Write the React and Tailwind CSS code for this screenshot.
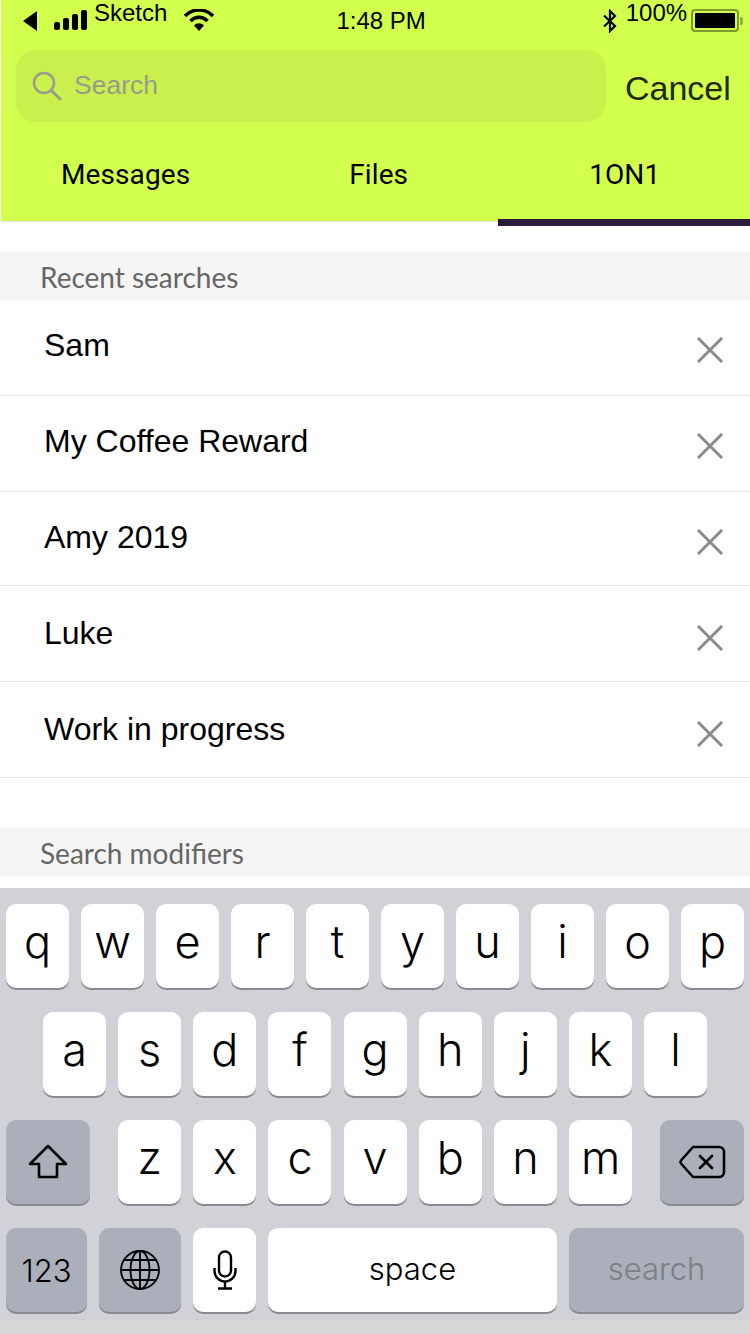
import React from "react";

const sans = "font-['Liberation_Sans',Arial,sans-serif]";
const inter = "font-['Inter',sans-serif]";
const roboto = "font-['Roboto',sans-serif]";
const lato = "font-['Lato',sans-serif]";

function Key({ children, className = "w-[63px]", dark = false }) {
  return (
    <div
      className={`h-[84px] shrink-0 rounded-[10px] flex items-center justify-center text-black ${inter} ${
        dark ? "bg-[#abafb9] shadow-[0_2px_0_#888a8f]" : "bg-white shadow-[0_2px_0_#898a8e]"
      } ${className}`}
    >
      {children}
    </div>
  );
}

function Letter({ c }) {
  return (
    <Key>
      <span className="text-[45px] leading-none font-light -mt-[10px]">{c}</span>
    </Key>
  );
}

function Row({ label, className = "h-[96px]" }) {
  return (
    <div className={`border-b border-[#e6e6e6] flex items-center justify-between pl-[44px] pr-[27px] shrink-0 ${className}`}>
      <span className={`text-[32px] leading-none text-black -mt-[5px] ${sans}`}>{label}</span>
      <svg width="26" height="26" viewBox="0 0 26 26" className="mt-[4px]">
        <path d="M2 2 L24 24 M24 2 L2 24" stroke="#8a8a8a" strokeWidth="3" strokeLinecap="square" fill="none" />
      </svg>
    </div>
  );
}

function SectionHead({ children }) {
  return (
    <div className={`h-[48px] shrink-0 bg-[#f5f5f5] pl-[40px] pt-[1px] flex items-center text-[28px] text-[#666] leading-none ${lato}`}>
      {children}
    </div>
  );
}

export default function App() {
  const recents = [
    ["Sam", "h-[96px]"],
    ["My Coffee Reward", "h-[96px]"],
    ["Amy 2019", "h-[94px] pt-[2px]"],
    ["Luke", "h-[96px] pt-[4px]"],
    ["Work in progress", "h-[96px] pt-[4px]"],
  ];
  return (
    <div className="w-[750px] h-[1334px] bg-white overflow-hidden flex flex-col">
      <div className="relative h-[222px] shrink-0 bg-white border-b border-[#e6e6e6]">
        <div className="ml-[1px] h-[221px] bg-[#d2ff4d] flex flex-col">
          {/* status bar */}
          <div className={`h-[50px] relative flex items-start text-black whitespace-nowrap ${sans}`}>
            <svg width="14" height="20" viewBox="0 0 14 20" className="ml-[22px] mt-[11px] shrink-0">
              <path d="M14 0 V20 L0 10 Z" fill="#000" />
            </svg>
            <svg width="34" height="20" viewBox="0 0 34 20" className="ml-[17px] mt-[10px] shrink-0">
              <rect x="0" y="12" width="6" height="8" rx="2" fill="#000" />
              <rect x="9" y="8" width="6" height="12" rx="2" fill="#000" />
              <rect x="18" y="4" width="6" height="16" rx="2" fill="#000" />
              <rect x="27" y="0" width="6" height="20" rx="2" fill="#000" />
            </svg>
            <span className="ml-[6px] text-[24px] leading-none mt-[1px]">Sketch</span>
            <svg width="30" height="22" viewBox="0 0 30 22" className="ml-[17px] mt-[9px] shrink-0">
              <path d="M1 7 C9 -1 21 -1 29 7" stroke="#000" strokeWidth="3.6" fill="none" />
              <path d="M6.5 12 C11.5 7 18.500 7 23.500 12" stroke="#000" strokeWidth="3.6" fill="none" />
              <path d="M10 16.500 C13 13.500 17 13.500 20 16.500 L15 22 Z" fill="#000" />
            </svg>
            <span className="ml-[122px] text-[24px] leading-none mt-[9px]">1:48 PM</span>
            <svg width="16" height="24" viewBox="0 0 16 24" className="ml-[176px] mt-[9px] shrink-0">
              <path d="M2 6.500 L13 17 L8 22 V2 L13 7 L2 17.500" stroke="#000" strokeWidth="2.2" fill="none" />
            </svg>
            <span className="ml-[8px] text-[24px] leading-none mt-[1px]">100%</span>
            <div className="ml-[4px] mt-[9px] w-[48px] h-[23px] shrink-0 rounded-[4px] border-[2px] border-[#7f9b30] p-[2px]">
              <div className="w-full h-full bg-black rounded-[1px]" />
            </div>
            <div className="w-[3px] h-[8px] mt-[17px] ml-[1px] shrink-0 bg-[#93b03a] rounded-r-[2px]" />
          </div>
          {/* search row */}
          <div className="flex items-center h-[72px] pl-[15px]">
            <div className="w-[590px] h-[72px] rounded-[20px] bg-[#c9f04d] flex items-center pl-[16px]">
              <svg width="30" height="30" viewBox="0 0 30 30" className="shrink-0">
                <circle cx="12" cy="12" r="10" stroke="#9a9a8e" strokeWidth="2.5" fill="none" />
                <path d="M19.500 19.500 L28 28" stroke="#9a9a8e" strokeWidth="3" strokeLinecap="round" />
              </svg>
              <span className={`ml-[12px] text-[26.5px] leading-none text-[#9a9a8e] -mt-[1px] ${sans}`}>Search</span>
            </div>
            <span className={`ml-[19px] text-[34px] leading-none text-[#1f2a0a] mt-[4px] ${sans}`}>Cancel</span>
          </div>
          {/* tabs */}
          <div className={`flex-1 flex items-center text-[28px] leading-none tracking-[0.1px] text-black ${roboto}`}>
            <span className="ml-[60px] mt-[6px]">Messages</span>
            <span className="ml-[159px] mt-[6px]">Files</span>
            <span className="ml-[181px] mt-[6px]">1ON1</span>
          </div>
        </div>
        <div className="absolute left-[498px] right-0 top-[219px] h-[7px] bg-[#2c1a3a]" />
      </div>

      {/* content */}
      <div className="h-[30px] shrink-0" />
      <SectionHead>Recent searches</SectionHead>
      {recents.map(([r, c]) => (
        <Row key={r} label={r} className={c} />
      ))}
      <div className="h-[50px] shrink-0" />
      <SectionHead>Search modifiers</SectionHead>
      <div className="h-[12px] shrink-0" />

      {/* keyboard */}
      <div className="flex-1 bg-[#d0d2d8] flex flex-col">
        <div className="h-[432px] shrink-0 px-[6px] pt-[16px] flex flex-col gap-[24px]">
          <div className="flex gap-[12px]">
            {"qwertyuiop".split("").map((c) => (
              <Letter key={c} c={c} />
            ))}
          </div>
          <div className="flex gap-[12.15px] pl-[37px]">
            {"asdfghjkl".split("").map((c) => (
              <Letter key={c} c={c} />
            ))}
          </div>
          <div className="flex">
            <Key dark className="w-[84px]">
              <svg width="40" height="36" viewBox="0 0 40 36">
                <path d="M20 2 L38 20 H29 V33 H11 V20 H2 Z" stroke="#000" strokeWidth="2.6" strokeLinejoin="round" fill="none" />
              </svg>
            </Key>
            <div className="flex gap-[12.15px] ml-[28.2px]">
              {"zxcvbnm".split("").map((c) => (
                <Letter key={c} c={c} />
              ))}
            </div>
            <Key dark className="w-[84px] ml-auto">
              <svg width="48" height="36" viewBox="0 0 48 36">
                <path
                  d="M15 3 H41 A5 5 0 0 1 46 8 V28 A5 5 0 0 1 41 33 H15 L3 19.500 A2.500 2.500 0 0 1 3 16.500 Z"
                  stroke="#000"
                  strokeWidth="2.6"
                  strokeLinejoin="round"
                  fill="none"
                />
                <path d="M22 12 L34 24 M34 12 L22 24" stroke="#000" strokeWidth="2.6" strokeLinecap="round" />
              </svg>
            </Key>
          </div>
          <div className="flex gap-[12px]">
            <Key dark className="w-[81px]">
              <span className="text-[31px] leading-none font-light">123</span>
            </Key>
            <Key dark className="w-[82px]">
              <svg width="40" height="40" viewBox="0 0 40 40" fill="none" stroke="#000" strokeWidth="1.8">
                <circle cx="20" cy="20" r="19" />
                <ellipse cx="20" cy="20" rx="9.500" ry="19" />
                <path d="M20 1 V39 M1 20 H39 M4 10 H36 M4 30 H36" />
              </svg>
            </Key>
            <Key className="w-[63px]">
              <svg width="24" height="40" viewBox="0 0 24 40" fill="none" stroke="#000" strokeWidth="2.4">
                <rect x="6" y="1.500" width="12" height="25" rx="6" />
                <path d="M1.500 18 V21 A10.500 10.500 0 0 0 22.500 21 V18 M12 31.500 V38 M5 38.500 H19" />
              </svg>
            </Key>
            <Key className="w-[289px]">
              <span className="text-[31px] leading-none font-light -mt-[4px]">space</span>
            </Key>
            <Key dark className="w-[175px]">
              <span className="text-[31px] leading-none font-light text-[#7c7e86] -mt-[4px]">search</span>
            </Key>
          </div>
        </div>
        <div className="flex-1 bg-[#d8d8d8]" />
      </div>
    </div>
  );
}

+ + + +

▶ [Task to complete]: Go through the material and copy out every line with "React" in it.

▶ [Problem solution]:
Write the React and Tailwind CSS code for this screenshot.
import React from "react";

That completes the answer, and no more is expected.